Bannon is charged in Washington with two counts of contempt after he failed to provide documents and testimony required by a subpoena from the House committee investigating the Jan. 6, 2021, insurrection at the Capitol. The committee is seeking information from him concerning the events leading up to Jan. 6, when Bannon was an unofficial adviser to the president, and Trump’s involvement in the insurrection. 

Gaston told the jury that, while this case is simple, it is important to the functioning of American democracy. 

“Our government only works if people show up and play by the rules,” she said. 

Gaston noted that Bannon made his intentions about noncompliance with the congressional subpoena clear in his posts on social media. The government also cites communications from Bannon’s legal team with the committee where he does not show any effort to comply. Gaston said Bannon had the opportunity to clear up any miscommunication when the committee warned him he would be charged with contempt if he did not produce documents and appear for testimony. Bannon did not do either. 

While the government leaned into Bannon’s connections to the former president, they maintained that the case is not about politics. 

“There’s nothing political about enforcing the law,” Gaston said. 

Bannon’s defense team contends, however, that the case was motivated by politics, as were the government witnesses. Evan Corcoran, an attorney for Bannon, attacked the credibility of Kristin Amerling, chief counsel for the Jan 6. committee, citing her ties to Democrats and the prosecution. Corcoran claimed Amerling was just unhappy that Bannon did not do what she wanted. 

“This is about Ms.
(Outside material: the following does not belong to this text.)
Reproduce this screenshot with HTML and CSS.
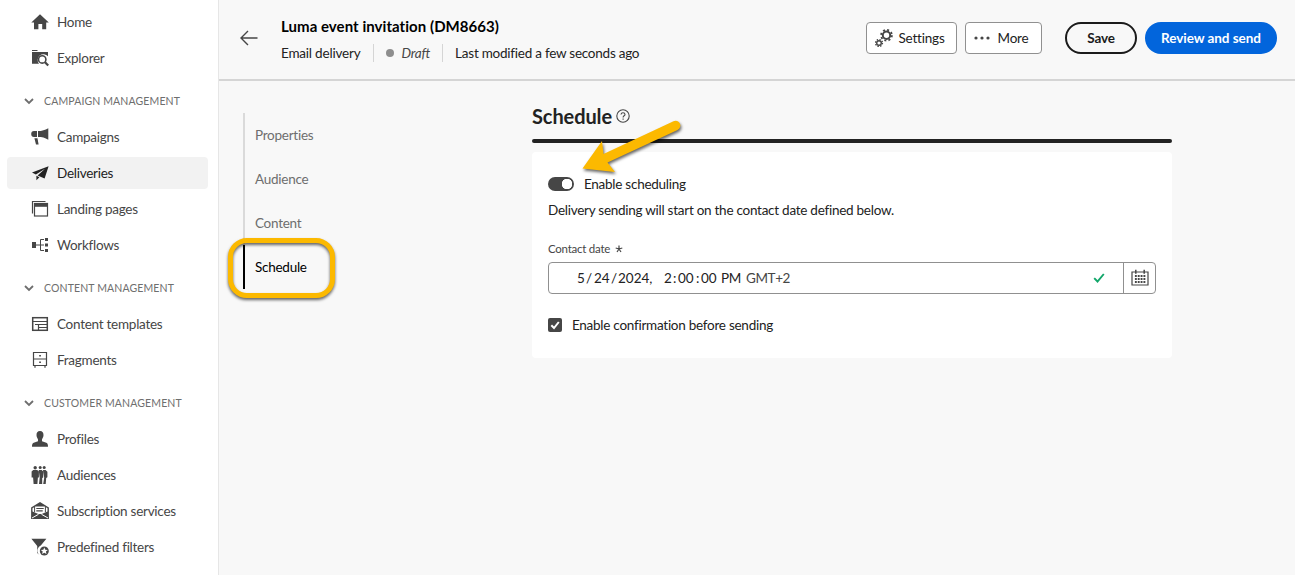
FILE: index.html
```html
<!DOCTYPE html>
<html lang="en">
<head>
<meta charset="utf-8">
<title>Luma event invitation</title>
<link rel="stylesheet" href="styles.css">
</head>
<body>
<div class="app">
  <nav class="sidebar">
    <a class="nav-item"><svg class="icon" viewBox="0 0 18 18"><path d="M9 1.2 17.8 9.6H15.2V16.2H11.2V11H7.4V16.2H3V9.6H.3Z"/></svg><span>Home</span></a>
    <a class="nav-item"><svg class="icon" viewBox="0 0 18 18"><path d="M1 1h5.5v1H1zM1 3h16v4.3A5.7 5.7 0 1 0 8 14.8H1z"/><circle cx="11.2" cy="10.4" r="3.7" fill="#fff" stroke="#464646" stroke-width="1.6"/><path d="m14 13.2 3.2 3.4" stroke="#464646" stroke-width="2.2"/></svg><span>Explorer</span></a>
    <div class="nav-heading"><svg class="chevron" viewBox="0 0 10 6"><path d="m1 1 4 4 4-4"/></svg><span>CAMPAIGN MANAGEMENT</span></div>
    <a class="nav-item"><svg class="icon" viewBox="0 0 18 18"><path d="M3 3H6V9H3Q.2 9 .2 6T3 3ZM7 3.100C11 3.100 14 2.200 17.300.3v11.500C14 9.500 11 9 7 9ZM3.400 10.200H6.500L7.600 16.500H5Z"/></svg><span>Campaigns</span></a>
    <a class="nav-item active"><svg class="icon" viewBox="0 0 18 18"><path d="M17.600 2.200 1 8.600 4.900 10.400 14 4.800 6.600 11.400 13.600 14.400ZM5.400 11.700v4.600l3-3.100Z"/></svg><span>Deliveries</span></a>
    <a class="nav-item"><svg class="icon line" viewBox="0 0 18 18"><path d="M1.500 13.500v-12h13"/><rect x="3.500" y="3.500" width="13" height="12.500"/><path d="M3.500 5.200h13" stroke-width="3.200"/></svg><span>Landing pages</span></a>
    <a class="nav-item"><svg class="icon" viewBox="0 0 18 18"><path d="M1 6h4v6H1zM14 2h3v3h-3zM14 7.500h3v3h-3zM14 13h3v3h-3z"/><path d="M5 9h8M13 3.500H9.500v11H13" fill="none" stroke="#464646"/></svg><span>Workflows</span></a>
    <div class="nav-heading"><svg class="chevron" viewBox="0 0 10 6"><path d="m1 1 4 4 4-4"/></svg><span>CONTENT MANAGEMENT</span></div>
    <a class="nav-item"><svg class="icon line" viewBox="0 0 18 18"><rect x="1.700" y="2.700" width="14.600" height="12.600" stroke-width="1.500"/><path d="M1.500 6.500h15M7.500 9.500v6M4 9.500h12.500M7.500 12.500h9" stroke-width="1.200"/></svg><span>Content templates</span></a>
    <a class="nav-item"><svg class="icon line" viewBox="0 0 18 18"><path d="M2.500 1.500h13v13h-13zM2.500 8h13M4 15v1.700M14 15v1.700"/><path d="M8.200 4.700h1.700M8.200 11.200h1.700" stroke-width="1.600"/></svg><span>Fragments</span></a>
    <div class="nav-heading"><svg class="chevron" viewBox="0 0 10 6"><path d="m1 1 4 4 4-4"/></svg><span>CUSTOMER MANAGEMENT</span></div>
    <a class="nav-item"><svg class="icon" viewBox="0 0 18 18"><path d="M9 1C6.500 1 5.400 2.900 5.500 5.300 5.600 7.400 6.800 8.700 7 9.500V11.300L2.700 12.700C1.300 13.300 1 14.500 1 16.800H17C17 14.500 16.700 13.300 15.300 12.700L11 11.300V9.500C11.200 8.700 12.400 7.400 12.500 5.300 12.600 2.900 11.500 1 9 1Z"/></svg><span>Profiles</span></a>
    <a class="nav-item"><svg class="icon" viewBox="0 0 18 18"><circle cx="4.200" cy="1.700" r="1.700"/><circle cx="9.200" cy="1.600" r="1.500"/><circle cx="13.200" cy="1.600" r="1.500"/><path d="M2.200 3.900h4l1.700 1.600v6H6.900L6.400 18H2.600L2.100 11.500H.6v-6zM7.700 3.900h3l1.500 1.600v6L11.200 12v6H8l.7-6.500zM12 3.900h2.600L16.400 5.700v5.500l-1.200.8-.5 6h-2.500l1-6.300z"/></svg><span>Audiences</span></a>
    <a class="nav-item"><svg class="icon" viewBox="0 0 18 18"><path d="M9 0 .1 5.600V17h17.800V5.600Z"/><path fill="#fff" d="M1.500 6.300 4.300 4.400h9.400l2.800 1.900v3.200L10.700 12H7.300L1.500 9.500Z"/><path d="M5.300 6.500h7.400M5.300 8.900h6.400" stroke="#464646" stroke-width="1.200"/><path d="M3.600 4.200v6M14.400 4.200v6" stroke="#464646"/><path d="m1 16 6.500-3.700M17 16l-6.500-3.700" stroke="#fff"/></svg><span>Subscription services</span></a>
    <a class="nav-item"><svg class="icon" viewBox="0 0 18 18"><path d="M.4 .8h15L9.800 7.500A5.500 5.500 0 0 0 8.300 16.700L6.200 15V8Z"/><circle cx="13.300" cy="13" r="4.500"/><path fill="#fff" d="m13.300 9.500 1 2.200 2.500.2-1.900 1.600.6 2.500-2.200-1.300-2.200 1.300.6-2.500-1.900-1.600 2.500-.2z"/></svg><span>Predefined filters</span></a>
  </nav>
  <div class="main">
    <header class="topbar">
      <svg class="back" viewBox="0 0 18 16"><path d="M17.500 8H1M8 1 1 8l7 7"/></svg>
      <div class="heading">
        <h1>Luma event invitation (DM8663)</h1>
        <div class="meta"><span class="kind">Email delivery</span><span class="status"><i class="dot"></i><em>Draft</em></span><span class="modified">Last modified a few seconds ago</span></div>
      </div>
      <div class="actions">
        <button class="btn settings"><svg class="gears" viewBox="0 0 18 18"><g fill="none" stroke="#464646"><circle cx="11.500" cy="6.300" r="3.700" stroke-width="2"/><circle cx="11.500" cy="6.300" r="5.400" stroke-width="1.800" stroke-dasharray="2 2.241"/><circle cx="4" cy="14" r="2.300" stroke-width="1.400"/><circle cx="4" cy="14" r="3.500" stroke-width="1.300" stroke-dasharray="1.400 1.350"/></g></svg><span>Settings</span></button>
        <button class="btn more"><svg class="dots" viewBox="0 0 16 4"><circle cx="2" cy="2" r="1.600"/><circle cx="8" cy="2" r="1.600"/><circle cx="14" cy="2" r="1.600"/></svg><span>More</span></button>
        <button class="pill save">Save</button>
        <button class="pill send">Review and send</button>
      </div>
    </header>
    <div class="content">
      <div class="tabs">
        <a>Properties</a><a>Audience</a><a>Content</a><a class="current">Schedule</a>
        <div class="callout"></div>
      </div>
      <section class="schedule">
        <div class="section-title"><h2>Schedule</h2><svg class="help" viewBox="0 0 14 14"><circle cx="7" cy="7" r="6.200"/><path d="M5 5.500C5.100 4.300 5.900 3.700 7 3.700s2 .7 2 1.700C9 6.800 7.100 6.800 7.100 8.400M7.100 9.500v1.200"/></svg></div>
        <svg class="arrow" viewBox="0 0 110 66"><path d="M6.500 50.500 26 23 27.500 36 97.500 3.200A4.800 4.800 0 0 1 101.500 12L31.500 44.500 39 54Z"/></svg>
        <div class="card">
          <label class="switch-row"><span class="switch"></span><span class="switch-label">Enable scheduling</span></label>
          <p>Delivery sending will start on the contact date defined below.</p>
          <div class="label"><span>Contact date</span><svg viewBox="0 0 8 8"><path d="M4 4V.5M4 4 .7 3M4 4l3.300-1M4 4 2 7M4 4l2 3"/></svg></div>
          <div class="field">
            <div class="date"><span class="day">5</span><span class="s1">/</span><span class="d2">24</span><span class="s2">/</span><span class="yr">2024,</span><span class="hr">2</span><span class="c">:</span><span class="mm">00</span><span class="c">:</span><span class="mm">00</span><span class="pm">PM</span><span class="tz">GMT+2</span></div>
            <svg class="valid" viewBox="0 0 12 10"><path d="m1.200 5.200 3.300 3.300L10.800 1"/></svg>
            <div class="cal"><svg viewBox="0 0 18 18"><path d="M1 3h16v13H1z" fill="none" stroke="#464646" stroke-width="1.200"/><path d="M4.800.800v4M13.200.800v4" stroke="#464646" stroke-width="1.500"/><path d="M3.900 7h10.500M3.900 10h10.500M3.900 13h10.500" stroke="#464646" stroke-width="2" stroke-dasharray="1.900 .950"/></svg></div>
          </div>
          <label class="check-row"><svg viewBox="0 0 14 14"><rect width="14" height="14" rx="2" fill="#464646"/><path d="m3.300 7.200 2.700 2.800L10.800 4" fill="none" stroke="#fff" stroke-width="2"/></svg><span>Enable confirmation before sending</span></label>
        </div>
      </section>
    </div>
  </div>
</div>
</body>
</html>
```
FILE: styles.css
```css
* { box-sizing: border-box; }
body { margin: 0; font: 13.5px/20px Lato, "Noto Sans", sans-serif; letter-spacing: -.26px; color: #222; background: #f8f8f8; }
h1, h2, p { margin: 0; }
.app { display: flex; width: 1295px; height: 575px; overflow: hidden; }
.sidebar { width: 219px; flex: none; background: #fff; border-right: 1px solid #e6e6e6; padding: 6px 10px 0 7px; display: flex; flex-direction: column; gap: 4px; }
.nav-item { height: 32px; flex: none; display: flex; align-items: center; gap: 8px; padding-left: 24px; border-radius: 4px; color: #464646; white-space: nowrap; }
.nav-item.active { background: #f2f2f2; color: #222; }
.icon { width: 18px; height: 18px; fill: currentColor; flex: none; overflow: visible; }
.icon.line { fill: none; stroke: currentColor; stroke-width: 1.2; }
.nav-heading { height: 22px; flex: none; margin: 12px 0 5px; padding-left: 17px; display: flex; align-items: center; gap: 10px; font-size: 10.5px; letter-spacing: .13px; color: #6e6e6e; white-space: nowrap; }
.chevron { width: 10px; height: 6px; fill: none; stroke: #6e6e6e; stroke-width: 1.8; overflow: visible; }
.main { flex: 1; display: flex; flex-direction: column; }
.topbar { height: 81px; flex: none; border-bottom: 2px solid #d5d5d5; display: flex; padding: 0 18px 0 21px; }
.back { width: 18px; height: 16px; margin-top: 30px; fill: none; stroke: #464646; stroke-width: 1.4; flex: none; }
.heading { margin: 16px 0 0 23px; white-space: nowrap; }
h1 { font-size: 15px; line-height: 20px; font-weight: 700; color: #000; letter-spacing: .05px; }
.meta { display: flex; margin-top: 8px; height: 18px; line-height: 18px; letter-spacing: -.2px; }
.kind { padding-right: 13px; }
.status { display: flex; align-items: center; border: solid #d5d5d5; border-width: 0 1px; padding: 0 12px; margin-right: 12px; color: #464646; }
.dot { width: 8px; height: 8px; border-radius: 50%; background: #8e8e8e; margin-right: 7px; }
.modified { letter-spacing: -.24px; }
.actions { margin: 22px 0 0 auto; display: flex; height: 32px; }
button { font: inherit; letter-spacing: -.2px; display: flex; align-items: center; justify-content: center; padding: 0; white-space: nowrap; }
.btn { height: 32px; border: 1px solid #909090; border-radius: 4px; background: #fff; color: #222; gap: 6px; justify-content: flex-start; padding-left: 8px; }
.settings { width: 91px; margin-right: 8px; }
.more { width: 77px; margin-right: 23.5px; gap: 8px; }
.gears { width: 18px; height: 18px; }
.dots { width: 16px; height: 4px; fill: #464646; }
.pill { height: 32px; border-radius: 16px; font-weight: 700; }
.save { width: 72px; border: 2px solid #1b1b1b; background: transparent; color: #1b1b1b; margin-right: 8px; }
.send { width: 132px; border: 0; background: #0265dc; color: #fff; letter-spacing: -.05px; }
.content { display: flex; padding-left: 24px; }
.tabs { width: 289px; flex: none; margin-top: 32px; position: relative; display: flex; flex-direction: column; }
.tabs a { height: 44px; line-height: 44px; padding-left: 10px; border-left: 2px solid #dadada; color: #6e6e6e; }
.tabs a.current { border-color: #000; color: #000; }
.callout { position: absolute; left: -15px; top: 125px; width: 107px; height: 60px; border: 5px solid #fcb900; border-radius: 19px; filter: drop-shadow(0 2px 1.500px rgba(0,0,0,.6)); }
.schedule { width: 640px; margin-top: 23px; position: relative; }
.section-title { display: flex; align-items: center; height: 24px; gap: 4px; }
h2 { font-size: 20px; line-height: 24px; font-weight: 700; color: #222; letter-spacing: -.1px; }
.help { width: 14px; height: 14px; fill: none; stroke: #464646; stroke-width: 1.100; }
.schedule::before { content: ""; display: block; position: absolute; left: 0; right: 0; top: 35px; height: 4px; border-radius: 2px; background: #222; }
.arrow { position: absolute; left: 44px; top: 14px; width: 110px; height: 66px; fill: #fcb900; overflow: visible; filter: drop-shadow(1px 2px 1.500px rgba(0,0,0,.6)); z-index: 2; }
.card { margin-top: 24px; height: 206px; background: #fff; border-radius: 4px; padding: 21px 16px 0; }
.switch-row { display: flex; align-items: center; height: 21px; gap: 10px; }
.switch { width: 26px; height: 14px; border-radius: 7px; background: radial-gradient(circle at 19px 7px, #fff 5px, #464646 5.500px); }
.card p { margin-top: 6px; height: 20px; }
.label { margin-top: 20px; height: 18px; line-height: 18px; display: flex; align-items: center; gap: 5px; font-size: 11.5px; letter-spacing: -.25px; color: #464646; }
.label svg { width: 8px; height: 8px; fill: none; stroke: #464646; stroke-width: 1.200; }
.field { width: 608px; height: 32px; margin-top: 4px; border: 1px solid #909090; border-radius: 4px; display: flex; align-items: center; padding-bottom: 1px; }
.date { display: flex; padding-left: 28px; letter-spacing: 0; white-space: nowrap; }
.day { width: 9px; } .s1 { width: 8px; } .d2 { width: 17px; } .s2 { width: 7px; } .yr { width: 46px; } .hr { width: 9px; } .c { width: 5px; } .mm { width: 18px; } .pm { width: 25px; margin-left: 2px; letter-spacing: -.3px; } .tz { color: #464646; letter-spacing: -.4px; }
.valid { width: 12px; height: 10px; margin-left: auto; margin-right: 18px; fill: none; stroke: #12a66a; stroke-width: 1.900; }
.cal { width: 32px; height: 30px; margin-bottom: -1px; border-left: 1px solid #909090; display: flex; align-items: center; justify-content: center; }
.cal svg { width: 18px; height: 18px; }
.check-row { margin-top: 21px; height: 20px; display: flex; align-items: center; gap: 10px; }
.check-row svg { width: 14px; height: 14px; }
```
Amerling saying people need to play by her rules,” Corcoran said. 

Corcoran presented the jury with different versions of a signature attributed to Congressman Bennie Thompson, who chairs the Jan. 6 committee, insinuating that Thompson might not have actually signed the subpoena to Bannon and that this would make the subpoena invalid. The government called it inappropriate meanwhile to compare electronic and handwritten signatures. U.S. District Judge Carl Nichols, a Trump appointee, said the jury could not take the signature variations into account when making their decision. 

Bannon’s defense also presented the jury with an alleged rules violation from the committee that Nichols said could not be taken into account. 

Corcoran said that, even if hindsight showed that Bannon and his then-attorney Robert Costello should have responded to the subpoena differently, their actual response was not a crime. As for Bannon’s failure to mount a defense in the case, Corcoran said they didn’t feel they needed to after the prosecution provided only two witnesses. The government said it only needed two witnesses because the case is simple. 

Corcoran urged the jury to see opportunities for doubt in the case. He told the jury that if they have any doubts about Bannon's guilt they need to voice them now so they won’t have regrets after the case is over.

“If you’ve got a doubt in mind, give Steve Bannon the benefit of the doubt,” Corcoran said. 

The government summed up Bannon’s defense as an effort to confuse the jury. 

“The defense wants to make this hard, difficult, confusing … you’re not missing anything,” Assistant U.S. Attorney Amanda Vaughn said. “This is not difficult.” 

Nichols has yet to rule on a motion for an acquittal from Bannon’s defense that was presented on Thursday.